(Items from a data source)

═══

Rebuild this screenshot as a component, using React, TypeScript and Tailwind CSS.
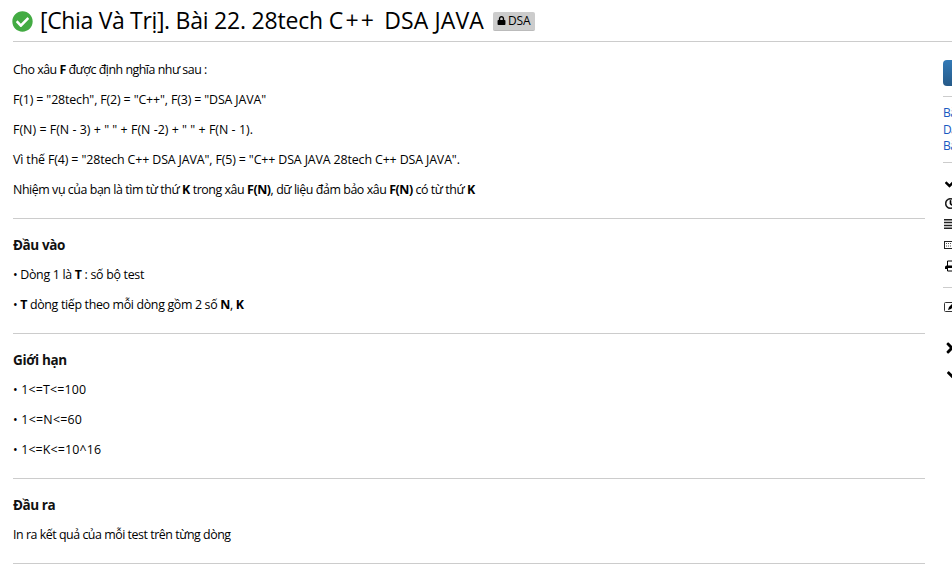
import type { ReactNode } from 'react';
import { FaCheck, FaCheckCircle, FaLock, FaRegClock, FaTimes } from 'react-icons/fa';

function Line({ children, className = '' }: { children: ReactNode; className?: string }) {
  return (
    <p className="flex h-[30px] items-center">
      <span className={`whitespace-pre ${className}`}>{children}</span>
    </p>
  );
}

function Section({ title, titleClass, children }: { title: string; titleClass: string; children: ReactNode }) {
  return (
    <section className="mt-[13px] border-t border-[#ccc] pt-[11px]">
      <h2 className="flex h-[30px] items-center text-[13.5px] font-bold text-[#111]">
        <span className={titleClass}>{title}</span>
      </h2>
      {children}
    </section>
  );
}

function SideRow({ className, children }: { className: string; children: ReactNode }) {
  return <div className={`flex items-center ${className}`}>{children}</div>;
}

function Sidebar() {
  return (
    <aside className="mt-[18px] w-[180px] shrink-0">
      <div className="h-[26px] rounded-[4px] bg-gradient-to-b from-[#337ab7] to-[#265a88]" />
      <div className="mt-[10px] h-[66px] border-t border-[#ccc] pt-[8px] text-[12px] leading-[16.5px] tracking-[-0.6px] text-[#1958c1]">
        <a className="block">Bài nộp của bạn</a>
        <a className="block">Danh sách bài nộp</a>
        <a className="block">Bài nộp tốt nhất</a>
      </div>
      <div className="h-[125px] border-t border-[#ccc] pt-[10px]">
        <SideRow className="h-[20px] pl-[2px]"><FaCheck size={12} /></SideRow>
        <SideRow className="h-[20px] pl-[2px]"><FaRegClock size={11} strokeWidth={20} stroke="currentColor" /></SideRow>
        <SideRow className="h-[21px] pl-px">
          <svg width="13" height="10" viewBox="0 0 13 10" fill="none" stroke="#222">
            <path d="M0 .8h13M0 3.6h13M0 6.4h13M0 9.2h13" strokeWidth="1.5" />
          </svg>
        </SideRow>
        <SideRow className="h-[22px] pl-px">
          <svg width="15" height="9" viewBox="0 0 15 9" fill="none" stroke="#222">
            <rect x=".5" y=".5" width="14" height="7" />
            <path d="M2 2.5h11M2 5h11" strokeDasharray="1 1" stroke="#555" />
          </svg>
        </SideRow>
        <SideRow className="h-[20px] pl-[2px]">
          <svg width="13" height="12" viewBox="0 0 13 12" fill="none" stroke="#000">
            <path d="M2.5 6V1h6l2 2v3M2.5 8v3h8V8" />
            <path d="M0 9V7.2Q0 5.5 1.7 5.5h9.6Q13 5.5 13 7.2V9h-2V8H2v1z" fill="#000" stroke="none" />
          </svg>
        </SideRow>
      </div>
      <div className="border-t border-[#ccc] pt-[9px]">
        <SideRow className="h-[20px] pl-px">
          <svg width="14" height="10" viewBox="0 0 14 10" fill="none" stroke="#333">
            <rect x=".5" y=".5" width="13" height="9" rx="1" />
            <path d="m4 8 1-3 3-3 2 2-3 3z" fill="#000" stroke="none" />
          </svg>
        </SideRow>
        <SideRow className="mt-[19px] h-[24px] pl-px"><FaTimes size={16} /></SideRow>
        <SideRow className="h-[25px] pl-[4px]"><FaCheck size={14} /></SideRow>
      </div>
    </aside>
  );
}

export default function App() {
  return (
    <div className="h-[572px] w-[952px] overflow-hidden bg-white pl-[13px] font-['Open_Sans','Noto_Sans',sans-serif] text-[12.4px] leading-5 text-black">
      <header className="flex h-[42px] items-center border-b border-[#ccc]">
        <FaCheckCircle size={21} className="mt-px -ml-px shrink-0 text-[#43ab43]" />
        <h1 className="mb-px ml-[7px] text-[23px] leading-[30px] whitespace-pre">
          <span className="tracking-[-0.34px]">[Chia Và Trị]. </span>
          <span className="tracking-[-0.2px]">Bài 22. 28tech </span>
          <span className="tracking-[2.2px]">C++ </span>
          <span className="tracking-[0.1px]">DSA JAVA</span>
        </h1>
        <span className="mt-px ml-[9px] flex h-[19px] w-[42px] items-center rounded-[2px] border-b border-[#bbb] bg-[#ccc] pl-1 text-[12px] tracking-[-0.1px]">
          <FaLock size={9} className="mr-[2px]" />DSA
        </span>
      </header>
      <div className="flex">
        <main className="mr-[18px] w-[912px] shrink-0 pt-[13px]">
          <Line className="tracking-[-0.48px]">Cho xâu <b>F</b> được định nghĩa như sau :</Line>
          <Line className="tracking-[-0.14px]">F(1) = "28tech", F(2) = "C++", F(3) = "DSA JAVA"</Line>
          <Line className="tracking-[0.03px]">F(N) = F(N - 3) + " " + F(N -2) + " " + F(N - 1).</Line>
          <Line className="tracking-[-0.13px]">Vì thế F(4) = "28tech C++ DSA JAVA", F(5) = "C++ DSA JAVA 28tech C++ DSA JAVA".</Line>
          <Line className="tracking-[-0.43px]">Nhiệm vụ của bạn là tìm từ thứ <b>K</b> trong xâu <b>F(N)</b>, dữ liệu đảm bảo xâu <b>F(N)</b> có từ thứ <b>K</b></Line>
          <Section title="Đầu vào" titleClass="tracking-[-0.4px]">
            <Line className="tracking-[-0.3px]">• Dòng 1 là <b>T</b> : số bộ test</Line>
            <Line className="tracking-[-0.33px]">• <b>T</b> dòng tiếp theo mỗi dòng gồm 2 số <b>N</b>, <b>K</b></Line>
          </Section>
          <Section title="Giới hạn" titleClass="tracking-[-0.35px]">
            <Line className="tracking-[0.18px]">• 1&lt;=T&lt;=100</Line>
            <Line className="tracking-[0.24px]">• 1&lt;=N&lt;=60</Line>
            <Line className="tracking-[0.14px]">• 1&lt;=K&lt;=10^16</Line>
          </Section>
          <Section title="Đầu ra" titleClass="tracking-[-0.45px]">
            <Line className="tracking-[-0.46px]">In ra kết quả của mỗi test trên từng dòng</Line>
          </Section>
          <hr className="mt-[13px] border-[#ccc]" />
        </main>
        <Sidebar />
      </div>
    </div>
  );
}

═══

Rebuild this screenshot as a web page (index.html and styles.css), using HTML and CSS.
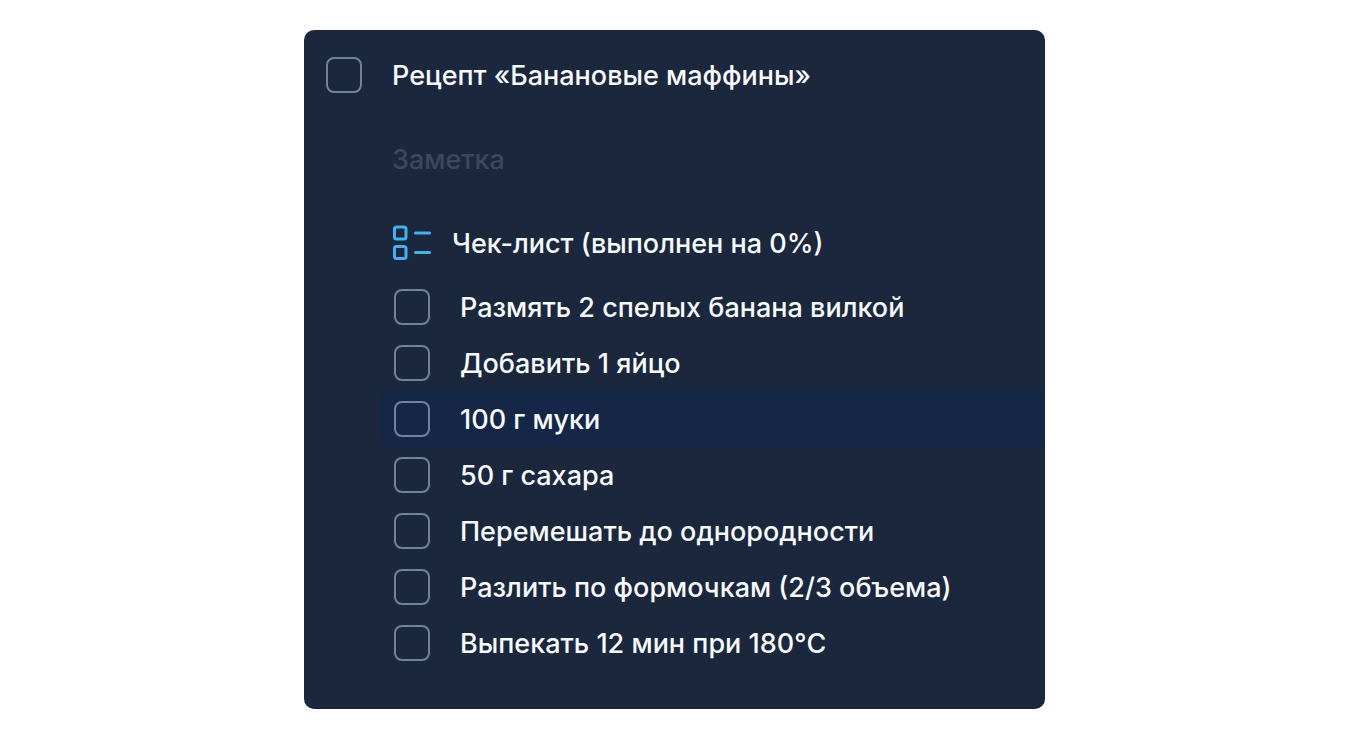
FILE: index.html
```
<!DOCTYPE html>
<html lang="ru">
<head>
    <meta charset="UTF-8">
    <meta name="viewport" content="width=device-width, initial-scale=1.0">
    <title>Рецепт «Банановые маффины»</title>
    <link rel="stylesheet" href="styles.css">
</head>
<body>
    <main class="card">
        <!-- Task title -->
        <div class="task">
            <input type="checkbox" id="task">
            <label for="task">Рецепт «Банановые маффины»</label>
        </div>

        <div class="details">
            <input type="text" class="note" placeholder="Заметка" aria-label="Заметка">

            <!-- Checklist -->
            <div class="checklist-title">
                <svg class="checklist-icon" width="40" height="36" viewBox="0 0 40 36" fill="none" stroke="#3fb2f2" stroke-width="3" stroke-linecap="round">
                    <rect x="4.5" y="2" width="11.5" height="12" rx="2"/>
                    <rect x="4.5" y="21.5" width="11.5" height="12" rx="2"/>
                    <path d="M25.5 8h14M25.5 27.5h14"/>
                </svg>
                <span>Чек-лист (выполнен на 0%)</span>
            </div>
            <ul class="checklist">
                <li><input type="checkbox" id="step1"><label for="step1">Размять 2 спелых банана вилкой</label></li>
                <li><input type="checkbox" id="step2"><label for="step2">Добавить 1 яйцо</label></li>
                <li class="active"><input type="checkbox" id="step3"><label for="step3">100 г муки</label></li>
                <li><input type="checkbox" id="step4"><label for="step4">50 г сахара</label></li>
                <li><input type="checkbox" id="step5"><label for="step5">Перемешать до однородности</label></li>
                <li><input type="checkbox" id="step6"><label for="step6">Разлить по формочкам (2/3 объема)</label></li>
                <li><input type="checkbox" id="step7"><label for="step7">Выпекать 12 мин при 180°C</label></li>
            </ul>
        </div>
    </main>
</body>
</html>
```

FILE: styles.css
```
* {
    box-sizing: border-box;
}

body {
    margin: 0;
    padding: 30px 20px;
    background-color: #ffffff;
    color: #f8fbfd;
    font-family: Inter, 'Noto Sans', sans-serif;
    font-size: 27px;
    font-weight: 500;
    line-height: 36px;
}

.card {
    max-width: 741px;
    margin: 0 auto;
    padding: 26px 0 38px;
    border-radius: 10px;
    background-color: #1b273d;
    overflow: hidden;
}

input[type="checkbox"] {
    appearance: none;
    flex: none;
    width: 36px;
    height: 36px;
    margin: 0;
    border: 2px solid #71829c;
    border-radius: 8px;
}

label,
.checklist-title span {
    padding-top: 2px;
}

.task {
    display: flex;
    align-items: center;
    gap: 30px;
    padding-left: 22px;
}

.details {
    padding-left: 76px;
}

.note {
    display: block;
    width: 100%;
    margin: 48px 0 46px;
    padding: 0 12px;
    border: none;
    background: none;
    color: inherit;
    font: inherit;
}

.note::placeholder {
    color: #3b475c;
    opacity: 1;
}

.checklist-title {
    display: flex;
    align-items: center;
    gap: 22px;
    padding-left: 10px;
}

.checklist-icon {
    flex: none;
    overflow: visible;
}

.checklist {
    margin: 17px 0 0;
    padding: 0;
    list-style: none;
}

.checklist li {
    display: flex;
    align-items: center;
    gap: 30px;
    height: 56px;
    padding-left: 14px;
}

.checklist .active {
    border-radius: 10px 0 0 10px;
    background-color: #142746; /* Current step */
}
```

═══

[YOUR OBJECTIVE] Locate all lines that include the word "html" and copy them out.

[OUTPUT OF THE TASK]
Rebuild this screenshot as a web page (index.html and styles.css), using HTML and CSS.
FILE: index.html
<!DOCTYPE html>
<html lang="ru">
</html>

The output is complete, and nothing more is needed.